**WRITTEN INSTRUCTION:**
Carry none of the pictures over; set down the material below exactly.
start
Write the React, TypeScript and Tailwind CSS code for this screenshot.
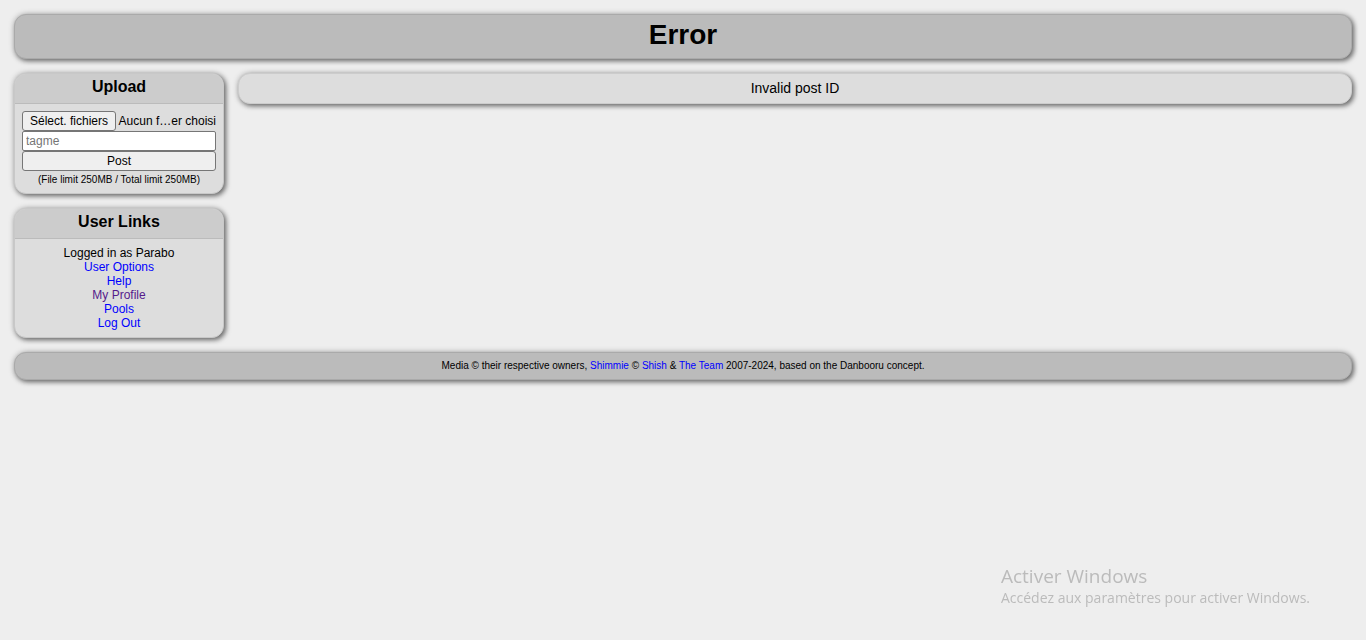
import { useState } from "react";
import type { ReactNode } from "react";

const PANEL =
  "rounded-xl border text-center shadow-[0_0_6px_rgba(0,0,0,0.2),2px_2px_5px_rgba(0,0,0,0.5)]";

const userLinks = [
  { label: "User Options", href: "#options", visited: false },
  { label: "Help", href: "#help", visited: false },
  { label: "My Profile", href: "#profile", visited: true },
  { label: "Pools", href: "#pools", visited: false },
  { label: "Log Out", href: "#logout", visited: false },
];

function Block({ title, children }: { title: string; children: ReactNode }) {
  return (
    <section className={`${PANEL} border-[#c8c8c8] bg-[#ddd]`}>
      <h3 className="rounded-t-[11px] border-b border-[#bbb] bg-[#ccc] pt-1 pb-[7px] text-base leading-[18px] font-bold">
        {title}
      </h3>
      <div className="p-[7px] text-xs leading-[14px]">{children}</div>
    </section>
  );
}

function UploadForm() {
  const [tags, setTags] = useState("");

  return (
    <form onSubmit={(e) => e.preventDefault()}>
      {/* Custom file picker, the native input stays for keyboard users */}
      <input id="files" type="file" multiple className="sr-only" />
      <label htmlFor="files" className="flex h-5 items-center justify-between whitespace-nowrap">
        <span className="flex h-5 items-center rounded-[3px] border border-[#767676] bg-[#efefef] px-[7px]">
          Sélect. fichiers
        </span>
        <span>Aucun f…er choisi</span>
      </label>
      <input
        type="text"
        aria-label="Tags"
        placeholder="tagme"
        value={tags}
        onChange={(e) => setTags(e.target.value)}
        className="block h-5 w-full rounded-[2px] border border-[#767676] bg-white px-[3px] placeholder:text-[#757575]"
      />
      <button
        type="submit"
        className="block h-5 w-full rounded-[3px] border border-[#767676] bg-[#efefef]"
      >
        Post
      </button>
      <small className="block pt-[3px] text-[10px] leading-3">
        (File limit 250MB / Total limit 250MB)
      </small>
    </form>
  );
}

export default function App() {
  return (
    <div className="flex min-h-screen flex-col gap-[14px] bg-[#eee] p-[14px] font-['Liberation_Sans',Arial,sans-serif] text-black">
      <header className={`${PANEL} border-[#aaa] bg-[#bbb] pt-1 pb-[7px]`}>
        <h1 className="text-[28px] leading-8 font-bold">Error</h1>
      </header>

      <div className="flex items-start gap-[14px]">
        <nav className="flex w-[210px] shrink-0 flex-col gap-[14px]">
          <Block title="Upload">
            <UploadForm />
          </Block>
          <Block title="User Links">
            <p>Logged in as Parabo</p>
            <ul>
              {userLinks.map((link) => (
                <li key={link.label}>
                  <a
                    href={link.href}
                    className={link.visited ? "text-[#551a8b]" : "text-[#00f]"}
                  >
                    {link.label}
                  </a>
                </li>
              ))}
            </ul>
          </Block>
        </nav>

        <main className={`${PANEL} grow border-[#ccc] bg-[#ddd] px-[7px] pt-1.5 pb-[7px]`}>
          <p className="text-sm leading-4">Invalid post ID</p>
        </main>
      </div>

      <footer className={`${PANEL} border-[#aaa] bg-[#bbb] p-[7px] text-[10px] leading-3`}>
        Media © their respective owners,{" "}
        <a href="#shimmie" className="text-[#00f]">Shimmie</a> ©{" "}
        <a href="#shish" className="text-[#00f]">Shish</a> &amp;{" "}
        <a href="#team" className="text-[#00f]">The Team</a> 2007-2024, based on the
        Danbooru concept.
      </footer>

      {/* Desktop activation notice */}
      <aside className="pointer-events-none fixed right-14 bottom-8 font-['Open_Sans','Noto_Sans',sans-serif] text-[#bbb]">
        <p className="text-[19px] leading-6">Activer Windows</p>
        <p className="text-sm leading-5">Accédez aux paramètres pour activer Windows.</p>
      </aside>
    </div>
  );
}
end
**WRITTEN SOLUTION:**
Write the React, TypeScript and Tailwind CSS code for this screenshot.
import { useState } from "react";
import type { ReactNode } from "react";

const PANEL =
  "rounded-xl border text-center shadow-[0_0_6px_rgba(0,0,0,0.2),2px_2px_5px_rgba(0,0,0,0.5)]";

const userLinks = [
  { label: "User Options", href: "#options", visited: false },
  { label: "Help", href: "#help", visited: false },
  { label: "My Profile", href: "#profile", visited: true },
  { label: "Pools", href: "#pools", visited: false },
  { label: "Log Out", href: "#logout", visited: false },
];

function Block({ title, children }: { title: string; children: ReactNode }) {
  return (
    <section className={`${PANEL} border-[#c8c8c8] bg-[#ddd]`}>
      <h3 className="rounded-t-[11px] border-b border-[#bbb] bg-[#ccc] pt-1 pb-[7px] text-base leading-[18px] font-bold">
        {title}
      </h3>
      <div className="p-[7px] text-xs leading-[14px]">{children}</div>
    </section>
  );
}

function UploadForm() {
  const [tags, setTags] = useState("");

  return (
    <form onSubmit={(e) => e.preventDefault()}>
      {/* Custom file picker, the native input stays for keyboard users */}
      <input id="files" type="file" multiple className="sr-only" />
      <label htmlFor="files" className="flex h-5 items-center justify-between whitespace-nowrap">
        <span className="flex h-5 items-center rounded-[3px] border border-[#767676] bg-[#efefef] px-[7px]">
          Sélect. fichiers
        </span>
        <span>Aucun f…er choisi</span>
      </label>
      <input
        type="text"
        aria-label="Tags"
        placeholder="tagme"
        value={tags}
        onChange={(e) => setTags(e.target.value)}
        className="block h-5 w-full rounded-[2px] border border-[#767676] bg-white px-[3px] placeholder:text-[#757575]"
      />
      <button
        type="submit"
        className="block h-5 w-full rounded-[3px] border border-[#767676] bg-[#efefef]"
      >
        Post
      </button>
      <small className="block pt-[3px] text-[10px] leading-3">
        (File limit 250MB / Total limit 250MB)
      </small>
    </form>
  );
}

export default function App() {
  return (
    <div className="flex min-h-screen flex-col gap-[14px] bg-[#eee] p-[14px] font-['Liberation_Sans',Arial,sans-serif] text-black">
      <header className={`${PANEL} border-[#aaa] bg-[#bbb] pt-1 pb-[7px]`}>
        <h1 className="text-[28px] leading-8 font-bold">Error</h1>
      </header>

      <div className="flex items-start gap-[14px]">
        <nav className="flex w-[210px] shrink-0 flex-col gap-[14px]">
          <Block title="Upload">
            <UploadForm />
          </Block>
          <Block title="User Links">
            <p>Logged in as Parabo</p>
            <ul>
              {userLinks.map((link) => (
                <li key={link.label}>
                  <a
                    href={link.href}
                    className={link.visited ? "text-[#551a8b]" : "text-[#00f]"}
                  >
                    {link.label}
                  </a>
                </li>
              ))}
            </ul>
          </Block>
        </nav>

        <main className={`${PANEL} grow border-[#ccc] bg-[#ddd] px-[7px] pt-1.5 pb-[7px]`}>
          <p className="text-sm leading-4">Invalid post ID</p>
        </main>
      </div>

      <footer className={`${PANEL} border-[#aaa] bg-[#bbb] p-[7px] text-[10px] leading-3`}>
        Media © their respective owners,{" "}
        <a href="#shimmie" className="text-[#00f]">Shimmie</a> ©{" "}
        <a href="#shish" className="text-[#00f]">Shish</a> &amp;{" "}
        <a href="#team" className="text-[#00f]">The Team</a> 2007-2024, based on the
        Danbooru concept.
      </footer>

      {/* Desktop activation notice */}
      <aside className="pointer-events-none fixed right-14 bottom-8 font-['Open_Sans','Noto_Sans',sans-serif] text-[#bbb]">
        <p className="text-[19px] leading-6">Activer Windows</p>
        <p className="text-sm leading-5">Accédez aux paramètres pour activer Windows.</p>
      </aside>
    </div>
  );
}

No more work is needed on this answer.